There are three mosquito bites on the back of my right calf and they’re coalescing into one uber bite. Itchy. Angry red. Pants make it itch, so I’m rolling my cuffs way up.
When I was a child, my grandmother’s best friend (who we always called “aunt”) told me her mosquito bite remedy: use your thumb nail to press an X over the bite. Like many folk remedies, it’s a false wisdom passed through generations until it gains the gravitas that masks a sad fact: placebo.
Still, I’m tempted to scoot up my pajama pants and dig three Xs into my skin.
The bites and the remedy were given to me in Lake Tahoe. I’ve been here every summer of my life. The tradition feels anachronistic, but I’d never think of breaking it, even though the definition of summer shifts with age.
When I was a kid, the summers at Lake Tahoe felt endless. School would end and my parents would have me and my brother sleep in our clothes, so we could get in the car early early in the AM and make the drive to the Lake in good time. In college, I worked up here — at a deli inside a tiny grocery store where I learned what it was like to be on the other side of the counter.
Once these two dudes my age were waiting in line and I heard one telling the other about a place at school called “buck fidies.” Any good Bruin of a certain age will recognize the name of that Westwood sandwich institution. When they came up to order I asked the dude if he went to UCLA. He did. I told him I did too. He just looked at me askance.
In the early years after college, I could usually only scrap together a few free days to go to the lake and my parents would pay for my flights from LAX to RNO and back.

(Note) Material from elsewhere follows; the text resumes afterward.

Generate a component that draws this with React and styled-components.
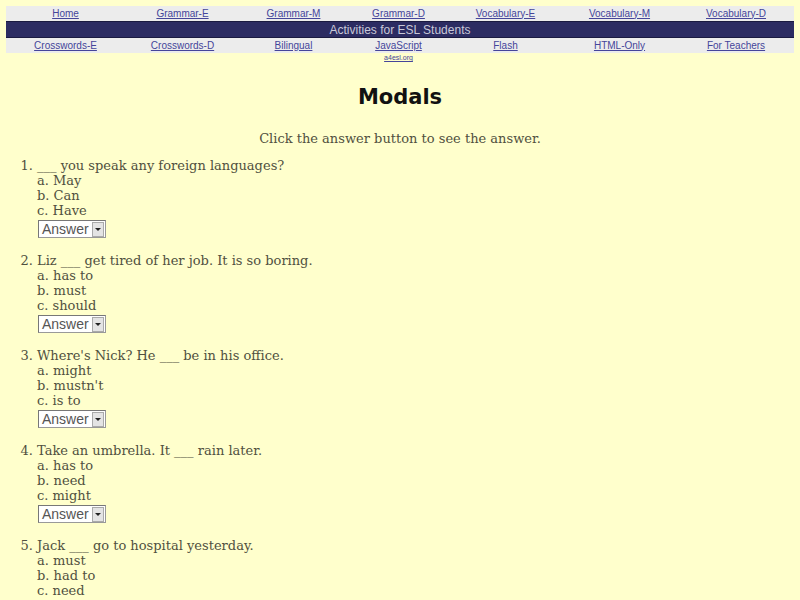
import React from "react";
import styled, { createGlobalStyle } from "styled-components";

const Global = createGlobalStyle`
  html, body { margin: 0; padding: 0; background: #ffffcc; }
  body { font-family: "DejaVu Serif", serif; color: #505040; }
`;

const Page = styled.div`
  padding: 6px 6px 0 6px;
`;

const NavRow = styled.div`
  display: grid;
  grid-template-columns: 119px 115px 107px 103px 111px 117px 116px;
  background: ${(p) => (p.$plain ? "transparent" : "#ececec")};
  height: ${(p) => p.$h || 15}px;
  align-items: center;
`;

const NavCell = styled.div`
  text-align: center;
  font-family: "Liberation Sans", Arial, sans-serif;
  font-size: ${(p) => p.$size || 10}px;
  line-height: 1;
`;

const NavLink = styled.a`
  color: #45459a;
  text-decoration: underline;
`;

const Banner = styled.div`
  background: #2c2c62;
  color: #c8c8d8;
  height: 15px;
  display: flex;
  align-items: center;
  justify-content: center;
  font-family: "Liberation Sans", Arial, sans-serif;
  font-size: 12px;
  border-top: 1px solid #1a1a40;
  border-bottom: 1px solid #1a1a40;
`;

const Title = styled.h1`
  margin: 20px 0 0 0;
  text-align: center;
  font-family: "DejaVu Sans", sans-serif;
  font-weight: bold;
  font-size: 21px;
  color: #111;
  line-height: 30px;
`;

const Sub = styled.p`
  margin: 19px 0 0 0;
  text-align: center;
  font-size: 13px;
  line-height: 16px;
`;

const List = styled.ol`
  margin: 11px 0 0 0;
  padding-left: 31px;
  font-size: 13px;
  line-height: 15px;
`;

const Item = styled.li`
  margin-bottom: 15px;
`;

const Option = styled.div``;

const Select = styled.div`
  display: inline-flex;
  align-items: center;
  margin: 2px 0 0 1px;
  height: 16px;
  padding: 0 1px 0 3px;
  background: #fff;
  border: 1px solid #999;
  border-top-color: #777;
  border-left-color: #777;
  font-family: "Liberation Sans", Arial, sans-serif;
  font-size: 14px;
  color: #555;
  gap: 3px;
`;

const Arrow = styled.span`
  width: 10px;
  height: 13px;
  background: #e4e4e4;
  border: 1px solid #aaa;
  display: flex;
  align-items: center;
  justify-content: center;
  &::after {
    content: "";
    border-left: 3px solid transparent;
    border-right: 3px solid transparent;
    border-top: 3px solid #222;
  }
`;

const top = ["Home", "Grammar-E", "Grammar-M", "Grammar-D", "Vocabulary-E", "Vocabulary-M", "Vocabulary-D"];
const bottom = ["Crosswords-E", "Crosswords-D", "Bilingual", "JavaScript", "Flash", "HTML-Only", "For Teachers"];

const questions = [
  ["___ you speak any foreign languages?", ["May", "Can", "Have"]],
  ["Liz ___ get tired of her job. It is so boring.", ["has to", "must", "should"]],
  ["Where's Nick? He ___ be in his office.", ["might", "mustn't", "is to"]],
  ["Take an umbrella. It ___ rain later.", ["has to", "need", "might"]],
  ["Jack ___ go to hospital yesterday.", ["must", "had to", "need"]],
];

export default function App() {
  return (
    <>
      <Global />
      <Page>
        <NavRow>
          {top.map((t) => (
            <NavCell key={t}><NavLink>{t}</NavLink></NavCell>
          ))}
        </NavRow>
        <Banner>Activities for ESL Students</Banner>
        <NavRow>
          {bottom.map((t) => (
            <NavCell key={t}><NavLink>{t}</NavLink></NavCell>
          ))}
        </NavRow>
        <NavRow $plain $h={9}>
          <NavCell /><NavCell /><NavCell />
          <NavCell $size={7}><NavLink>a4esl.org</NavLink></NavCell>
        </NavRow>
        <Title>Modals</Title>
        <Sub>Click the answer button to see the answer.</Sub>
        <List>
          {questions.map(([q, opts]) => (
            <Item key={q}>
              {q}
              {opts.map((o, i) => (
                <Option key={o}>{"abc"[i]}. {o}</Option>
              ))}
              <Select>Answer<Arrow /></Select>
            </Item>
          ))}
        </List>
      </Page>
    </>
  );
}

I’m older now and can afford both the flights and more than a few days’ time off from work.
So I fly to Reno, someone picks me up and on the drive to my family’s condo, I get the rundown on who’s currently at the lake. The numbers ebb and flow like a tide, depending on the amount of visiting cousins, boyfriends, girlfriends, buddies, aunts and uncles (biological and honorary). We have loud nights with post-dinner games, or quiet evenings watching movies and telling stories. During the day we go for hikes and boat rides. I read on the beach, or chat by the pool. I try to outsmart the constant threat of sunburn with layer after layer of sunscreen and increasingly wide-brimmed hats.
Me and my cousins have all been laid to bed as babies in this place. Warm after a day in the sun with hair wet from our baths. Stories and kisses from the assembled masses, then drifting off to sleep with the soothing sound of adult chatter muffled from down the hallway.
But there hasn’t been a baby in a while. The youngest of us just turned 19. Bedtime stories have been replaced by cocktails… although that’s about to change. My brother’s wife is pregnant and she’s due any day now. We’re waiting for a sign and then I’m packing up and heading to San Francisco to welcome my niece.
Next summer, there will be a crib in one of these rooms.
Being a kid in the summer swimming with a school of cousins is an excellent experience. Growing into adulthood with those cousins is great too, because while we were once just a mass of youth, we now get to know one another in a new deeper way: as adults and as individuals.
And now that we’re the adults, we’re slowing become the young parents smearing sunscreen on squirmy kids. Wrestling their water wings into place (if people still use those). My brother is going first, but there are a few of us who will be quick to follow. A new generation spins into an old place. A new crop of memories just about to be born.